In a cramped courtroom in The Hague, the voice that spoke belonged to a young man who had once been a boy. His testimony, raw and unflinching, pulled back the curtain on a brutal reality that has festered in Somalia for decades. ‘It was either killed or be killed,’ he said, his words cutting through the sterile air of international justice. This was not a line from a film. It was the lived experience of a child conscripted into armed groups that treat human life as currency.
For those of us who watch from comfortable distances, the term ‘ex-child soldier’ can become a headline, a statistic, a footnote in a conflict report. But his testimony forces a reckoning. It is the human cost, stripped of jargon. It is the cultural shift of a generation raised not on schoolbooks but on automatic rifles. In Somalia, where the terror war against Al-Shabaab has blurred the lines between victim and perpetrator, thousands of children have been absorbed into a machine that demands their youth as sacrifice.
The young man’s story is not unique. He was taken from his village at 12, handed a weapon, and told to follow orders. Refusal meant death. Acceptance meant survival, but survival at a price. He spoke of missions where he watched friends fall, where he himself fired at shadows. The psychological scar tissue is invisible but permanent. Psychologists call it ‘moral injury’, the erosion of one’s sense of right and wrong when survival demands the unthinkable.
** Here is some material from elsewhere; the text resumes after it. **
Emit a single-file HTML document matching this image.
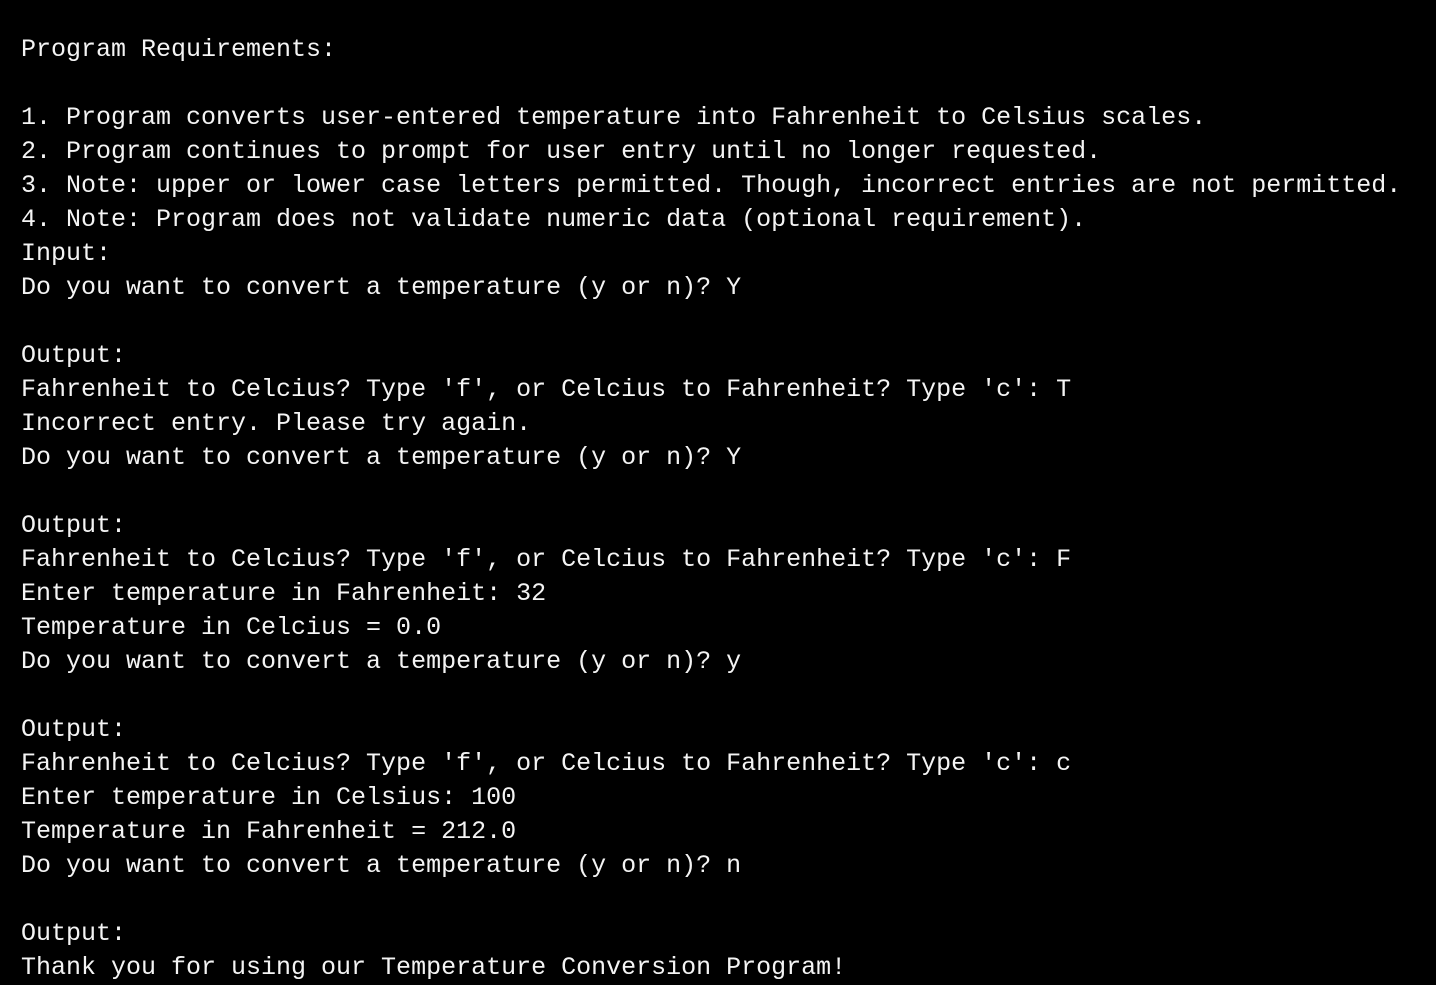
<!DOCTYPE html>
<html><head><meta charset="utf-8"><style>
html,body{margin:0;padding:0;background:#000;width:1436px;height:981px;overflow:hidden}
pre{margin:0;position:absolute;left:21px;top:33px;color:#f4f4f4;font-family:"Liberation Mono",monospace;font-size:25px;line-height:34px;letter-spacing:0}
</style></head><body><pre>Program Requirements:

1. Program converts user-entered temperature into Fahrenheit to Celsius scales.
2. Program continues to prompt for user entry until no longer requested.
3. Note: upper or lower case letters permitted. Though, incorrect entries are not permitted.
4. Note: Program does not validate numeric data (optional requirement).
Input:
Do you want to convert a temperature (y or n)? Y

Output:
Fahrenheit to Celcius? Type 'f', or Celcius to Fahrenheit? Type 'c': T
Incorrect entry. Please try again.
Do you want to convert a temperature (y or n)? Y

Output:
Fahrenheit to Celcius? Type 'f', or Celcius to Fahrenheit? Type 'c': F
Enter temperature in Fahrenheit: 32
Temperature in Celcius = 0.0
Do you want to convert a temperature (y or n)? y

Output:
Fahrenheit to Celcius? Type 'f', or Celcius to Fahrenheit? Type 'c': c
Enter temperature in Celsius: 100
Temperature in Fahrenheit = 212.0
Do you want to convert a temperature (y or n)? n

Output:
Thank you for using our Temperature Conversion Program!</pre></body></html>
This testimony comes at a time when the international community is grappling with how to reintegrate such children into society. Programmes exist, but they often falter against stigma. A community that has lost sons and daughters to violence may not welcome back those who were forced to wield the blade. The cultural shift is profound: former child soldiers are seen not as victims but as threats. And the children themselves must navigate a world where their past is a cage.
The terror war in Somalia is not just a battle of territory. It is a battle for the soul of a country. As the young man concluded his testimony, he looked not at the judges but at the room’s audience. His eyes seemed to ask: ‘What now?’ For the rest of us, the question is equally uncomfortable. How do we, as a global society, break the cycle that turns children into killers? The answer, perhaps, begins with hearing their stories. Not as breaking news, but as a call to action. The human element is not a sidebar. It is the story.